Dynamics of impurity attraction and repulsion of an intrinsic localized mode in a driven 1-D cantilever array

TL;DR

This study investigates how laser-induced impurities in a micromechanical cantilever array influence the attraction or repulsion of intrinsic localized modes, revealing the role of linear local modes and nonlinear effects in their interaction.

Contribution

It demonstrates the mechanisms of impurity-ILM interactions in a driven 1-D cantilever array, highlighting the significance of linear local modes and nonlinear effects, supported by experiments and simulations.

Findings

Impurities can attract or repel ILMs depending on their position.

Vibrational hopping occurs when ILM and linear local modes are symmetrically placed.

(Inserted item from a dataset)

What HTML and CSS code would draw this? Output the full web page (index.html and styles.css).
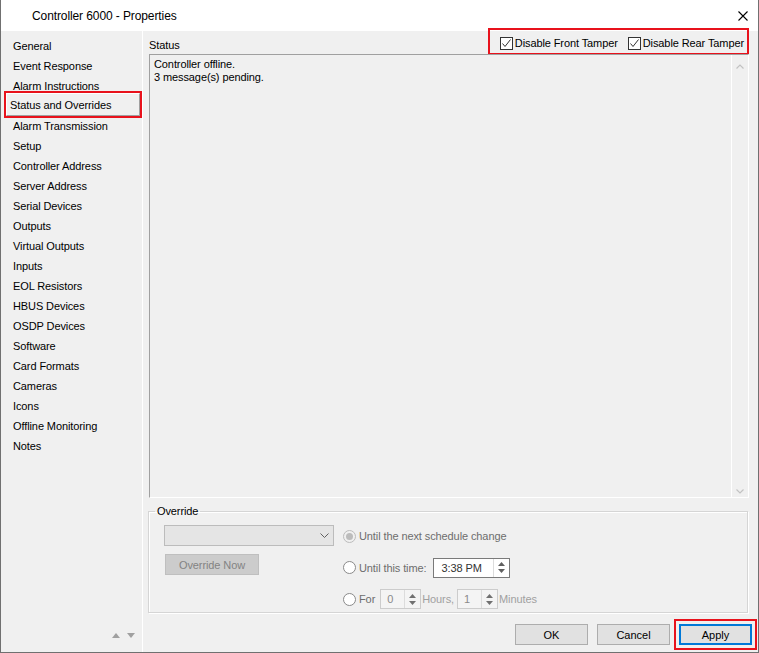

Nonlinear effects amplify the impurity-ILM interaction.

Abstract

Both low frequency and high frequency impurity modes have been produced in a SiN micromechanical cantilever array by illumination with either an infrared or visible laser. When such laser-induced impurities are placed near a driven intrinsic localized mode (ILM) it is either repelled or attracted. By measuring the linear response spectrum for these two cases it was found that vibrational hopping of the ILM takes place when the natural frequency of the ILM and an even symmetry linear local mode are symmetrically located about the driven ILM frequency so that parametric excitation of these two linear modes is enhanced, amplifying the lateral motion of the ILM. Numerical simulations are consistent with these signature findings. It is also demonstrated that the correct sign of the observed interaction can be found with a harmonic lattice-impurity model but the magnitude of the effect is enhanced in a nonlinear lattice.